---------- MATERIAL TO PROCESS ----------

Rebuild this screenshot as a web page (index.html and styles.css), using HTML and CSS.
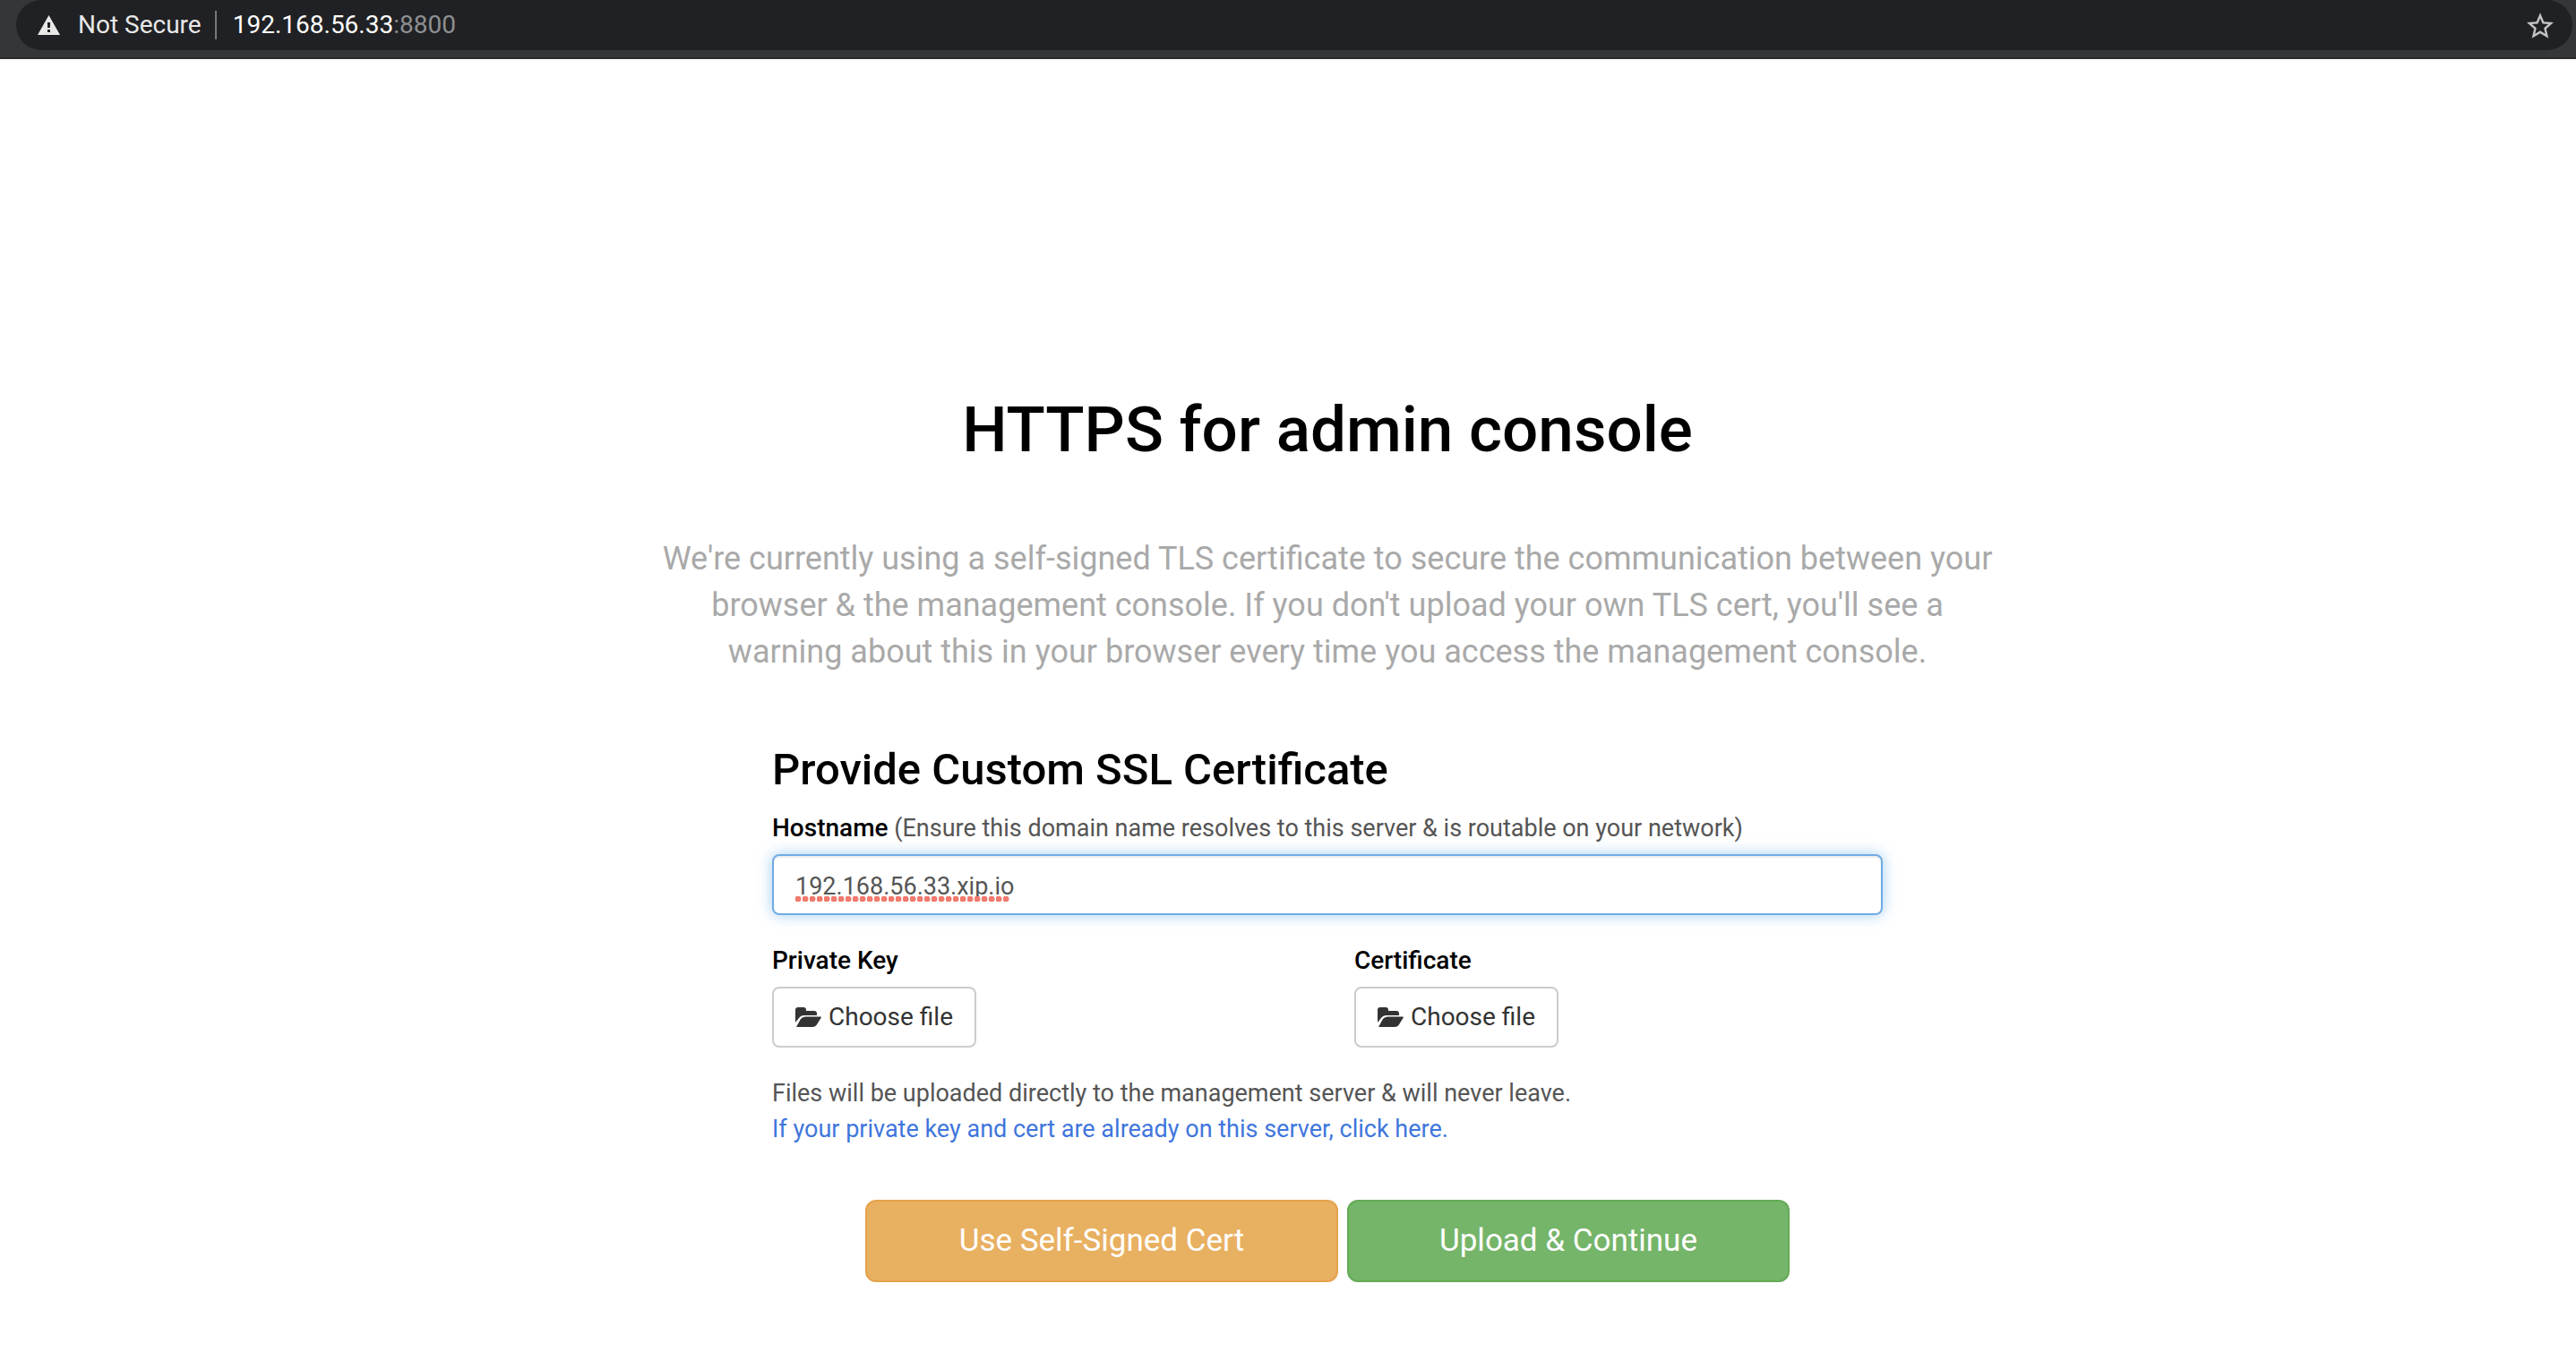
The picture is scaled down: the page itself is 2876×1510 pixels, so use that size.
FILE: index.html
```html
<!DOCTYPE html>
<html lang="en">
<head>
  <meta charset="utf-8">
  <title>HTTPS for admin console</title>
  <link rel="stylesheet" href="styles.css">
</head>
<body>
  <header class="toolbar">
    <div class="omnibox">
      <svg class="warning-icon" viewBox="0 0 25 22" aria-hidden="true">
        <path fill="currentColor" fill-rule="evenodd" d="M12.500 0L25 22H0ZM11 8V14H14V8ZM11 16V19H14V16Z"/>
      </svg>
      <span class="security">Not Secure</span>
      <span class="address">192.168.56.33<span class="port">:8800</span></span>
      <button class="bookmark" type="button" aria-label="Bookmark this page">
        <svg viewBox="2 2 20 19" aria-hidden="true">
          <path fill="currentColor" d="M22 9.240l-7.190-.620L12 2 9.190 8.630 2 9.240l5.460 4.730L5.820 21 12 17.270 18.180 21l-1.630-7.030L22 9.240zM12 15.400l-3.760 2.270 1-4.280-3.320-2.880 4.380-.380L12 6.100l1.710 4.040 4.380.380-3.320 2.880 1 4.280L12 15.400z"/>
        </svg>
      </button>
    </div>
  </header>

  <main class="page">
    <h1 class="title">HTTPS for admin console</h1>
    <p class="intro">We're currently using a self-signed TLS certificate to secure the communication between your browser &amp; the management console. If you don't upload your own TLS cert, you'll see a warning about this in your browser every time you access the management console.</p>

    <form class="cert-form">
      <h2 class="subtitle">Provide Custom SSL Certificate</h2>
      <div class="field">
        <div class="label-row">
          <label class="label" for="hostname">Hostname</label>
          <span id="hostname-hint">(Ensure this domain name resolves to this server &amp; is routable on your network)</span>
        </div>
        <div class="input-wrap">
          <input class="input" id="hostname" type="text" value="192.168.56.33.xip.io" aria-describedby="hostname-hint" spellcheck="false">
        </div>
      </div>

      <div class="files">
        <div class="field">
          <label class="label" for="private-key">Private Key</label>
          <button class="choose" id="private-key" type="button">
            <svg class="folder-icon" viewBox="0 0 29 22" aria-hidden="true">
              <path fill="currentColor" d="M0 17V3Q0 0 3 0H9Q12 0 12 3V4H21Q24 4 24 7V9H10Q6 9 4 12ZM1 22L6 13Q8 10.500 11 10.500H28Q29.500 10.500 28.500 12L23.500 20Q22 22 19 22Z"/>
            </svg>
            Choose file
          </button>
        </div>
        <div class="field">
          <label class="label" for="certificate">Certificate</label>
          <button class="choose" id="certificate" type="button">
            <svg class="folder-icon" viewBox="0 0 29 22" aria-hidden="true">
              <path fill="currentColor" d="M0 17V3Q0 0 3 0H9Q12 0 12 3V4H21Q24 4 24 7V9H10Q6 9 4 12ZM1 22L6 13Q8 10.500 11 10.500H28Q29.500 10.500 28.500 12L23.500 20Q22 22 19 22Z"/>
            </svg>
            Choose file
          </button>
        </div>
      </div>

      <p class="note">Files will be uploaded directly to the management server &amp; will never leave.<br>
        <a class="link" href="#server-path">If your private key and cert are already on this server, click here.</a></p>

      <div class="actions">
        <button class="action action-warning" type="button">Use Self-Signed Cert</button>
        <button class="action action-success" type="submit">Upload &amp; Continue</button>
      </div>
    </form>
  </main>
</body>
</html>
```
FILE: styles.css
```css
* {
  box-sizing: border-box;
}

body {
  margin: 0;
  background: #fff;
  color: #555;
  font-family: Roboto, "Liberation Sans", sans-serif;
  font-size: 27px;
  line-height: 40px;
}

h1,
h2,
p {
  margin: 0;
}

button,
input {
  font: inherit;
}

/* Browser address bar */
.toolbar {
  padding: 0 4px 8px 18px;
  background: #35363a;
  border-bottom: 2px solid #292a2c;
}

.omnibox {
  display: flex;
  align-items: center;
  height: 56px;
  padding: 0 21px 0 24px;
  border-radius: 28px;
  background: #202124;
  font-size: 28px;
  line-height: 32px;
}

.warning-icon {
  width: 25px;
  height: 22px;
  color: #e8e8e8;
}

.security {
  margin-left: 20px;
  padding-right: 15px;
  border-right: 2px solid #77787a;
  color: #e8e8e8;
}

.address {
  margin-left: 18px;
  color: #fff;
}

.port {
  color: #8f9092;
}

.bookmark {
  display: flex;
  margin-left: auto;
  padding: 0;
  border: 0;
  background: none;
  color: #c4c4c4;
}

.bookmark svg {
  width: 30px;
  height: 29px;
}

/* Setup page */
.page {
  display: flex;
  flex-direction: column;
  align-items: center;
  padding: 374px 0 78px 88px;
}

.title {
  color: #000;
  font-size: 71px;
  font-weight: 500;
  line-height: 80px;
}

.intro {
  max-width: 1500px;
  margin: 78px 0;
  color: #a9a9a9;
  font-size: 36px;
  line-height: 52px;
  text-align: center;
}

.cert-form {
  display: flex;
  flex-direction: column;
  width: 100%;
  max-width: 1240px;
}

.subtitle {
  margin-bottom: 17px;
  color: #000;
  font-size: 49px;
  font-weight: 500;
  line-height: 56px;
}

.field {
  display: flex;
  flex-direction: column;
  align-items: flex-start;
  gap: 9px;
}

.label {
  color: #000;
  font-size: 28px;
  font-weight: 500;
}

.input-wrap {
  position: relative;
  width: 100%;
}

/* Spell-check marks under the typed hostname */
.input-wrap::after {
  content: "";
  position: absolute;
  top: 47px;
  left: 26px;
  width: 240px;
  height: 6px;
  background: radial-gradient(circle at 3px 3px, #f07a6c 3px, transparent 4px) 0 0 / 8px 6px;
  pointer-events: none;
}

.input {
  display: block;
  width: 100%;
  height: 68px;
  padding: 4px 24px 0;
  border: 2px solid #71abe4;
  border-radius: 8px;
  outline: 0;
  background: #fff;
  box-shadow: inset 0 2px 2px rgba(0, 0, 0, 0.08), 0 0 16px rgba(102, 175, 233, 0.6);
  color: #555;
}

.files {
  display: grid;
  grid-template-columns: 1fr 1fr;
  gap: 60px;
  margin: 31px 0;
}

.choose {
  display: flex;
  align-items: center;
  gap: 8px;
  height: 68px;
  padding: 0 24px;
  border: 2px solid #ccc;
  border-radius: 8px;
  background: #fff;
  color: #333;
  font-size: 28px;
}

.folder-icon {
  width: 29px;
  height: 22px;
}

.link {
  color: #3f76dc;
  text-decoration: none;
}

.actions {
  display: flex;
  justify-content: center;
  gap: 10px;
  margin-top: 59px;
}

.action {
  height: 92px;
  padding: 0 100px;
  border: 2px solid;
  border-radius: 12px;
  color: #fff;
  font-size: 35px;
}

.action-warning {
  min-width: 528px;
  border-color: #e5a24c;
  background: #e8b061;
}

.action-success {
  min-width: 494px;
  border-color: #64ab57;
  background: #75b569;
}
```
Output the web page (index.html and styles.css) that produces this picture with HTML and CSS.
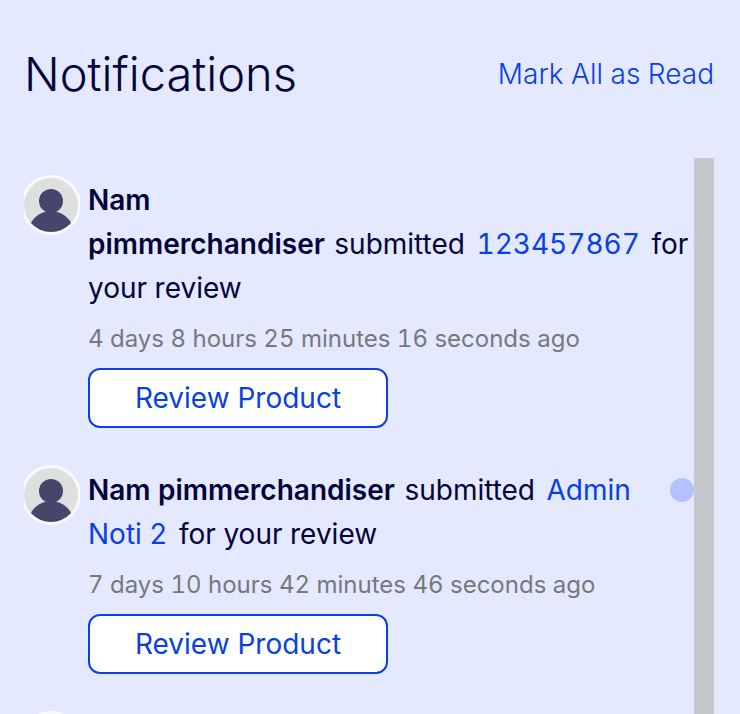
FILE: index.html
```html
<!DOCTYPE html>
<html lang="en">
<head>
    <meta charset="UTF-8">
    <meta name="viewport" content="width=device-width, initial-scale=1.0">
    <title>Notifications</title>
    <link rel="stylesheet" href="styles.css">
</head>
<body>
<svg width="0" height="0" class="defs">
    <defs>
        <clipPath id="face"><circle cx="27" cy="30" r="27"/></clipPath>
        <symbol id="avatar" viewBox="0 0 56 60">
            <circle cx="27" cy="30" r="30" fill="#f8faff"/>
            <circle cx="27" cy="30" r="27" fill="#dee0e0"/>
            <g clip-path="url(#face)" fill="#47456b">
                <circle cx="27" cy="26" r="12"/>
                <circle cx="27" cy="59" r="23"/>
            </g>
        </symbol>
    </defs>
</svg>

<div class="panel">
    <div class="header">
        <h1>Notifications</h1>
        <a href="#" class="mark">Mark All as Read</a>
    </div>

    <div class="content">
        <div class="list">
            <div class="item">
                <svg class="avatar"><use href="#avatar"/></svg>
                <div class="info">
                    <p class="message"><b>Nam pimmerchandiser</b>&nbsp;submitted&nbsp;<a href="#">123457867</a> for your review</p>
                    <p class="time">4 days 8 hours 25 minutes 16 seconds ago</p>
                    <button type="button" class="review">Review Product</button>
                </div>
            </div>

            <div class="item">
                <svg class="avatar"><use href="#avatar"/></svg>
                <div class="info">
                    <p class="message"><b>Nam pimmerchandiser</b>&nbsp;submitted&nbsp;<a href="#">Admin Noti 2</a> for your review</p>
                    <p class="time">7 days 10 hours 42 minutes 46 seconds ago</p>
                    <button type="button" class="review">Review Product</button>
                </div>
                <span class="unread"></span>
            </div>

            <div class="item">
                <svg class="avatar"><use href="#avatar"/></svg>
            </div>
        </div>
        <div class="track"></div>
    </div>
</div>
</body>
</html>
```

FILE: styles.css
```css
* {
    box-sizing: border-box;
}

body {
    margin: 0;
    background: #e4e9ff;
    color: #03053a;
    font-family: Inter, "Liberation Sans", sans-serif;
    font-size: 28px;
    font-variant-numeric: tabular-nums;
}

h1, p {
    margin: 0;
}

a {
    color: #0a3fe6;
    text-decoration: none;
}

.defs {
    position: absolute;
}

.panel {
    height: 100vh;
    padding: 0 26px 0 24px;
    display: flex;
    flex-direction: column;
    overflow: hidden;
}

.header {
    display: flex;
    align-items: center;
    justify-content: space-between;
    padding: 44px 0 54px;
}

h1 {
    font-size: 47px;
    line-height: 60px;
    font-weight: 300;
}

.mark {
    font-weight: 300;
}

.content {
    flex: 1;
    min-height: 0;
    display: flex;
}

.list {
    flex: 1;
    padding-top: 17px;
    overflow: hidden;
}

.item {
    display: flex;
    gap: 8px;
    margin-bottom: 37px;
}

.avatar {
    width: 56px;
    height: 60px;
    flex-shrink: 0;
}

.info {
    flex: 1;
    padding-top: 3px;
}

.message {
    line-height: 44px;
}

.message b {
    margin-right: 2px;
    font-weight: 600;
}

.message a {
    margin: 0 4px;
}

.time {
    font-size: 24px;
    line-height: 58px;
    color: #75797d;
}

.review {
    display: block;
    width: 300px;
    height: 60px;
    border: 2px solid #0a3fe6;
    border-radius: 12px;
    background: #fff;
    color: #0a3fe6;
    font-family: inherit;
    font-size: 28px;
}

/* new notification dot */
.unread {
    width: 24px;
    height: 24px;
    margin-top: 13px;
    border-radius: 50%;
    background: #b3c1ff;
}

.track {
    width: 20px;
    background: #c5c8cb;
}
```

----------

§ STATED GOAL
Working from the listing above, pick out every line that has "styles" and copy it.

§ RESPONSE TO THE EXERCISE
Rebuild this screenshot as a web page (index.html and styles.css), using HTML and CSS.
  <link rel="stylesheet" href="styles.css">
FILE: styles.css
Output the web page (index.html and styles.css) that produces this picture with HTML and CSS.
    <link rel="stylesheet" href="styles.css">
FILE: styles.css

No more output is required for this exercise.